Mixtape by Miss Kaninna
- Released: 21 August 2026
- Length: 18:40
- Labels: Soul Has No Tempo, AWAL
- Producers: Miss Kaninna, Lucy Blomkamp, Nikodimos

Miss Kaninna chronology
| Kaninna (2024) | Blackprint (2026) |  |

Singles from Blackprint
- "Mob Ties" Released: 13 February 2026; "Hand Out" Released: 16 June 2026; "Stolen Wages" Released: 21 August 2026;

= Blackprint =

Blackprint is the debut mixtape by Australian Miss Kaninna. It was announced in June 2026 alongside singles "Hand Out". Blackprint is built around identity, self-determination, rage and joy and was released on 21 August 2026. It debuted at number 8 on the ARIA Chart.

Regarding the title, Miss Kaninna was inspired in part by Jay-Z's 2001 The Blueprint and Nicki Minaj's 2014 The Pinkprint and wanted to create her own version of the idea, one that placed Aboriginal identity at its centre. Kaninna said, "White history has demoralised and dehumanised us, and history has time again proven that the oppressor will change history depending on what suits them. I wanted the opportunity to educate people [all] over the world that Aboriginal people are the oldest living culture in the world, and we really do hold the blueprint and the blackprint."

==Reception==

Sarah Duggan from The AU Review called it "a seriously strong release" saying "Miss Kaninna’s lyrics are quick, witty and sharp as hell, but underneath the punchlines is something far deeper: an enormous sense of pride in who she is." Duggan added "Her attitude and passion ooze through every track, giving the music a beating heart beneath all the swagger, wit and killer beats."

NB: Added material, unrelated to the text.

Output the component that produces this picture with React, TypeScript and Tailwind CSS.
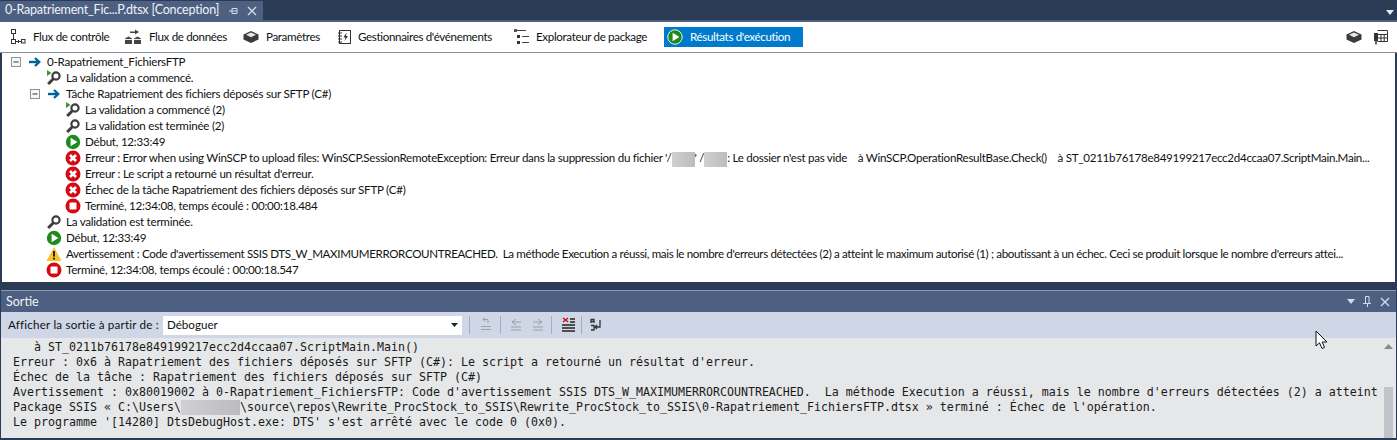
import type { ReactNode } from 'react'

function Expander({ className = '' }: { className?: string }) {
  return (
    <svg width="11" height="11" viewBox="0 0 11 11" className={className}>
      <rect x="0.5" y="0.5" width="9" height="9" fill="#f4f6f8" stroke="#8a93a3" />
      <path d="M2.5 5H7.5" stroke="#333" />
    </svg>
  )
}

function ArrowIcon() {
  return (
    <svg width="14" height="12" viewBox="0 0 14 12" fill="none" stroke="#00639c">
      <path d="M1 6H11" strokeWidth="2.4" />
      <path d="M7 2L11.2 6L7 10" strokeWidth="2.4" />
    </svg>
  )
}

function KeyIcon({ started }: { started?: boolean }) {
  return (
    <svg width="16" height="16" viewBox="0 0 16 16">
      <circle cx="10" cy="6" r="3.6" fill="none" stroke="#3d3d3d" strokeWidth="2.2" />
      <path d="M7.4 8.8L2.2 14" stroke="#3d3d3d" strokeWidth="3" />
      {started && <path d="M1 0V6L5.5 3Z" fill="#2f9e2f" />}
    </svg>
  )
}

function PlayIcon({ ring }: { ring?: boolean }) {
  return (
    <svg width="16" height="16" viewBox="0 0 16 16">
      <circle cx="8" cy="8" r="7.2" fill="#1e8a1e" stroke={ring ? '#e8f2e8' : 'none'} strokeWidth={ring ? 1 : 0} />
      <path d="M5.6 3.8V12.2L12.4 8Z" fill="#fff" />
    </svg>
  )
}

function ErrorIcon() {
  return (
    <svg width="16" height="16" viewBox="0 0 16 16">
      <circle cx="8" cy="8" r="7.5" fill="#d60a14" />
      <path d="M5 5L11 11M11 5L5 11" stroke="#fff" strokeWidth="2.6" />
    </svg>
  )
}

function StopIcon() {
  return (
    <svg width="16" height="16" viewBox="0 0 16 16">
      <circle cx="8" cy="8" r="7.5" fill="#d60a14" />
      <rect x="4.5" y="4.5" width="7" height="7" rx="1" fill="#fff" />
    </svg>
  )
}

function WarnIcon() {
  return (
    <svg width="16" height="16" viewBox="0 0 16 16">
      <path d="M8 1L15.5 15H0.5Z" fill="#f7c325" />
      <path d="M8 5V10.5M8 11.8V13.6" stroke="#222" strokeWidth="2" />
    </svg>
  )
}

function FlowIcon() {
  return (
    <svg width="16" height="16" viewBox="0 0 16 16" fill="none" stroke="#333">
      <rect x="1.5" y="0.5" width="4" height="4" />
      <rect x="1.5" y="10.5" width="4" height="4" />
      <rect x="11.5" y="10.5" width="3.5" height="3.5" />
      <path d="M3.5 5V10M6 12.5H11M8.5 11V14" />
    </svg>
  )
}

function DataIcon() {
  return (
    <svg width="16" height="16" viewBox="0 0 16 16">
      <path d="M5 2.5H10V0.5L14 3L10 5.5V4H5Z" fill="#444" />
      <path d="M0 9.5L3.5 7.5L7 9.5V15H0ZM9 9.5L12.5 7.5L16 9.5V15H9Z" fill="#444" />
      <path d="M0 10.5H7M9 10.5H16" stroke="#eee" />
    </svg>
  )
}

function BoxIcon() {
  return (
    <svg width="16" height="14" viewBox="0 0 16 14">
      <path d="M8 1L15.5 4.5V9.5L8 13L0.5 9.5V4.5Z" fill="#3b3b3b" />
      <path d="M8 2.5L13 4.8L8 7.2L3 4.8Z" fill="#e8e8e8" />
    </svg>
  )
}

function HandlerIcon() {
  return (
    <svg width="13" height="14" viewBox="0 0 13 14">
      <rect x="1.5" y="0.5" width="11" height="13" fill="none" stroke="#333" />
      <path d="M0 3H4M0 6H4M0 9H4M0 12H4" stroke="#333" />
      <path d="M8.5 2.5L5.5 7.5H7.5L6.5 11L10 6H8Z" fill="#333" />
    </svg>
  )
}

function ExplorerIcon() {
  return (
    <svg width="15" height="15" viewBox="0 0 15 15">
      <rect x="0" y="0" width="3" height="3" fill="#555" />
      <rect x="3" y="6" width="3" height="3" fill="#333" />
      <rect x="3" y="12" width="3" height="3" fill="#333" />
      <path d="M3 1.5H12M8 7.5H15M8 13.5H15" stroke="#444" />
    </svg>
  )
}

function GridIcon() {
  return (
    <svg width="15" height="15" viewBox="0 0 15 15" fill="none" stroke="#333">
      <path d="M4.5 0.5H14.5V11.5H4.5M4.5 4.5H14.5M4.5 8H14.5M8 4.5V11.5M11.2 4.5V11.5" />
      <path d="M3 3V11" stroke="#333" strokeWidth="4" />
      <path d="M3 11V14.5" strokeWidth="1.5" />
    </svg>
  )
}

function Redacted({ w, h = 'h-[15px]' }: { w: string; h?: string }) {
  return <span className={`inline-block align-middle bg-gradient-to-r from-[#d0d0d2] to-[#bcbcbe] ${w} ${h}`} />
}

type Row = { level: number; icon: ReactNode; text: ReactNode; toggle?: boolean; textCls?: string }

const rows: Row[] = [
  { level: 0, toggle: true, icon: <ArrowIcon />, text: '0-Rapatriement_FichiersFTP' },
  { level: 1, icon: <KeyIcon started />, text: 'La validation a commencé.' },
  { level: 1, toggle: true, icon: <ArrowIcon />, text: 'Tâche Rapatriement des fichiers déposés sur SFTP (C#)' },
  { level: 2, icon: <KeyIcon started />, text: 'La validation a commencé (2)' },
  { level: 2, icon: <KeyIcon />, text: 'La validation est terminée (2)' },
  { level: 2, icon: <PlayIcon />, text: 'Début, 12:33:49' },
  {
    level: 2,
    icon: <ErrorIcon />,
    textCls: 'tracking-[-0.29px]',
    text: (
      <>
        Erreur : Error when using WinSCP to upload files: WinSCP.SessionRemoteException: Erreur dans la suppression du fichier '/<Redacted w="w-[23px]" />' /<Redacted w="w-[23px]" />: Le dossier n'est pas vide    à WinSCP.OperationResultBase.Check()    à ST_0211b76178e849199217ecc2d4ccaa07.ScriptMain.Main...
      </>
    ),
  },
  { level: 2, icon: <ErrorIcon />, text: "Erreur : Le script a retourné un résultat d'erreur." },
  { level: 2, icon: <ErrorIcon />, text: 'Échec de la tâche Rapatriement des fichiers déposés sur SFTP (C#)' },
  { level: 2, icon: <StopIcon />, text: 'Terminé, 12:34:08, temps écoulé : 00:00:18.484' },
  { level: 1, icon: <KeyIcon />, text: 'La validation est terminée.' },
  { level: 1, icon: <PlayIcon />, text: 'Début, 12:33:49' },
  {
    level: 1,
    icon: <WarnIcon />,
    textCls: 'tracking-[-0.36px]',
    text: "Avertissement : Code d'avertissement SSIS DTS_W_MAXIMUMERRORCOUNTREACHED.  La méthode Execution a réussi, mais le nombre d'erreurs détectées (2) a atteint le maximum autorisé (1) ; aboutissant à un échec. Ceci se produit lorsque le nombre d'erreurs attei...",
  },
  { level: 1, icon: <StopIcon />, text: 'Terminé, 12:34:08, temps écoulé : 00:00:18.547' },
]

const tabs = [
  { label: 'Flux de contrôle', icon: <FlowIcon />, cls: 'w-[115px] gap-[7px]' },
  { label: 'Flux de données', icon: <DataIcon />, cls: 'w-[118px] gap-[8px]' },
  { label: 'Paramètres', icon: <BoxIcon />, cls: 'w-[95px] gap-[7px]' },
  { label: "Gestionnaires d'événements", icon: <HandlerIcon />, cls: 'w-[176px] gap-[7px]' },
  { label: 'Explorateur de package', icon: <ExplorerIcon />, cls: 'w-[150px] gap-[7px]' },
]

const outputLines: ReactNode[] = [
  '   à ST_0211b76178e849199217ecc2d4ccaa07.ScriptMain.Main()',
  "Erreur : 0x6 à Rapatriement des fichiers déposés sur SFTP (C#): Le script a retourné un résultat d'erreur.",
  'Échec de la tâche : Rapatriement des fichiers déposés sur SFTP (C#)',
  "Avertissement : 0x80019002 à 0-Rapatriement_FichiersFTP: Code d'avertissement SSIS DTS_W_MAXIMUMERRORCOUNTREACHED.  La méthode Execution a réussi, mais le nombre d'erreurs détectées (2) a atteint",
  <>
    Package SSIS « C:\Users\<Redacted w="w-[59px]" />\source\repos\Rewrite_ProcStock_to_SSIS\Rewrite_ProcStock_to_SSIS\0-Rapatriement_FichiersFTP.dtsx » terminé : Échec de l'opération.
  </>,
  "Le programme '[14280] DtsDebugHost.exe: DTS' s'est arrêté avec le code 0 (0x0).",
]

export default function App() {
  return (
    <div className="relative w-[1397px] h-[440px] overflow-hidden bg-[#2b3a55] font-['Lato',sans-serif] text-[11.6px] text-[#111]">
      {/* Document tab */}
      <div className="flex h-[20px] items-end justify-between pr-[2px]">
        <div className="flex h-[19px] w-[263px] items-center bg-[#4d6082] pl-[5px] text-[12.5px] tracking-[-0.2px] text-[#f0f2f6]">
          <span className="w-[222px] whitespace-pre">0-Rapatriement_Fic...P.dtsx [Conception]</span>
          <svg width="10" height="10" viewBox="0 0 10 10" className="ml-[2px]" stroke="#d5dbe6" fill="none">
            <path d="M0 5H3M3 2.5V7.5H8V2.5ZM3 5H8" />
          </svg>
          <svg width="10" height="10" viewBox="0 0 10 10" className="ml-[8px]" stroke="#d5dbe6" strokeWidth="1.4">
            <path d="M1 1L9 9M9 1L1 9" />
          </svg>
        </div>
        <svg width="8" height="5" viewBox="0 0 8 5" className="mb-[5px] mr-[1px]">
          <path d="M0 0H8L4 5Z" fill="#e5e9f0" />
        </svg>
      </div>

      {/* Designer */}
      <div className="h-[2px] bg-[#4d6082]" />
      <div className="flex h-[31px] items-center justify-between border-b border-[#8a8f9a] bg-white pl-[10px] pr-[9px] tracking-[-0.35px]">
        <div className="flex items-center">
          {tabs.map((t) => (
            <div key={t.label} className={`flex items-center whitespace-nowrap ${t.cls}`}>
              {t.icon}
              <span className="pb-[1px]">{t.label}</span>
            </div>
          ))}
          <div className="flex h-[20px] w-[139px] items-center gap-[7px] whitespace-nowrap bg-[#007acc] pl-[3px] text-white">
            <PlayIcon ring />
            <span className="pb-[1px]">Résultats d'exécution</span>
          </div>
        </div>
        <div className="flex items-center gap-[11px]">
          <BoxIcon />
          <GridIcon />
        </div>
      </div>

      {/* Results tree */}
      <div className="mx-[2px] h-[229px] overflow-hidden bg-white pl-[9px] pr-[20px] pt-[1px] tracking-[-0.24px]">
        {rows.map((r, i) => (
          <div
            key={i}
            className={`flex h-[16px] items-center whitespace-pre ${r.level === 0 ? 'pl-0' : r.level === 1 ? (r.toggle ? 'pl-[19px]' : 'pl-[35px]') : 'pl-[54px]'}`}
          >
            {r.toggle && <Expander className="mr-[6px] shrink-0" />}
            <span className={`flex shrink-0 justify-center ${r.toggle ? 'w-[14px] mr-[5px]' : 'w-[16px] mr-[4px]'}`}>{r.icon}</span>
            <span className={r.textCls}>{r.text}</span>
          </div>
        ))}
      </div>

      <div className="h-[8px] bg-[#2b3a55]" />

      {/* Output window */}
      <div className="mx-[1px] flex h-[148px] flex-col border-t border-[#8b9ab8]">
        <div className="flex h-[21px] items-center justify-between bg-[#4d6082] pl-[5px] pr-[6px] text-[12.5px] text-[#f0f2f6]">
          <span className="pt-[1px]">Sortie</span>
          <div className="flex items-center gap-[8px]">
            <svg width="8" height="5" viewBox="0 0 8 5">
              <path d="M0 0H8L4 5Z" fill="#d5dbe6" />
            </svg>
            <svg width="9" height="11" viewBox="0 0 9 11" stroke="#d5dbe6" fill="none">
              <path d="M0 7.5H8M2.5 0.5H6V7.5H2.5ZM4.5 8V11" />
            </svg>
            <svg width="10" height="10" viewBox="0 0 10 10" stroke="#d5dbe6" strokeWidth="1.4">
              <path d="M1 1L9 9M9 1L1 9" />
            </svg>
          </div>
        </div>
        <div className="flex h-[26px] items-center bg-[#cfd6e5] pl-[7px]">
          <span className="w-[155px] whitespace-pre tracking-[0.2px]">Afficher la sortie à partir de :</span>
          <div className="flex h-[19px] w-[299px] items-center justify-between bg-white pl-[4px] pr-[4px]">
            <span>Déboguer</span>
            <svg width="7" height="4" viewBox="0 0 7 4">
              <path d="M0 0H7L3.5 4Z" fill="#222" />
            </svg>
          </div>
          <div className="ml-[7px] h-[18px] w-px bg-[#a5adbd]" />
          <svg width="12" height="16" viewBox="0 0 12 16" className="ml-[10px]" fill="none" stroke="#9aa1ae">
            <path d="M3 2.5H8V6M3 2.5L5 1M3 2.5L5 4.5M1 9.5H11M1 12.5H11" />
          </svg>
          <div className="ml-[8px] h-[18px] w-px bg-[#a5adbd]" />
          <svg width="12" height="14" viewBox="0 0 12 14" className="ml-[9px]" fill="none" stroke="#9aa1ae">
            <path d="M6 1L2 4L6 7M2 4H11M1 9H11M1 12H11" />
          </svg>
          <svg width="12" height="14" viewBox="0 0 12 14" className="ml-[10px]" fill="none" stroke="#9aa1ae">
            <path d="M6 1L10 4L6 7M10 4H1M1 9H11M1 12H11" />
          </svg>
          <div className="ml-[7px] h-[18px] w-px bg-[#a5adbd]" />
          <svg width="14" height="16" viewBox="0 0 14 16" className="ml-[9px]" fill="none">
            <path d="M2 1L7 5M7 1L2 5" stroke="#d01010" strokeWidth="1.5" />
            <path d="M9 2H14M9 5H14M1 8H14M1 11H14M1 14H14" stroke="#222" strokeWidth="1.3" />
          </svg>
          <div className="ml-[6px] h-[18px] w-px bg-[#a5adbd]" />
          <svg width="14" height="14" viewBox="0 0 14 14" className="ml-[8px]" fill="none" stroke="#333" strokeWidth="1.3">
            <path d="M1 5V1.5H4V5M1 3.5H4M1 7.5H4V12H1M10 2V9H5M7 7L5 9L7 11" />
          </svg>
        </div>
        <div className="flex min-h-0 flex-1 bg-[#e6e7e8]">
          <div className="min-w-0 flex-1 overflow-hidden whitespace-pre pl-[12px] pt-[2px] font-['DejaVu_Sans_Mono',monospace] text-[11.64px] leading-[15px] text-[#1a1a1a]">
            {outputLines.map((line, i) => (
              <div key={i} className="h-[15px]">
                {line}
              </div>
            ))}
          </div>
          <div className="flex w-[13px] shrink-0 flex-col items-center pt-[6px] mr-[1px]">
            <svg width="9" height="5" viewBox="0 0 9 5">
              <path d="M4.5 0L9 5H0Z" fill="#86898e" />
            </svg>
            <div className="mt-[38px] w-[9px] flex-1 bg-[#c2c3c9]" />
          </div>
        </div>
      </div>

      {/* Mouse pointer */}
      <svg width="14" height="21" viewBox="0 0 14 21" className="absolute left-[1315px] top-[330px]">
        <path d="M1 1V16L4.5 12.8L7 18.5L9.5 17.4L7.2 12H12Z" fill="#fff" stroke="#111" />
      </svg>
    </div>
  )
}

Bryget Chrisfield from Beat Magazine said "Blackprint is great party music, but it's born from resistance. [Miss Kaninna]'s all about educating people the world over on the true history of "so-called Australia", with a focus on Indigenous land rights, preserving the oldest living culture on Earth and fostering Black power."

Jimi Hargraves from Loud Women said "Blackprint is ancestral veneration as much as it is brazen confrontation. It is an impeccably produced invitation of unity sent out to all those with an ancestry that colonization has attempted to erase."

Taneshia Atkinson from MixMag called it "A 6-song project full of proper Mob anthems."

Joseph Guenzler from National Indigenous Times said "the mixtape combines heavy low-end production and rap with guitars, live instrumentation and elements drawn from punk and rock."

Sosefina Fuamoli from Rolling Stone Australia said "The Blackprint mixtape is a lesson in overcoming, achieving and embracing one's own power. It's also a lesson in letting the joy in; the Kaninna we hear on this project is a woman empowered, yes, but also a woman who is comfortable in balancing softness with the raw intensity audiences love about her."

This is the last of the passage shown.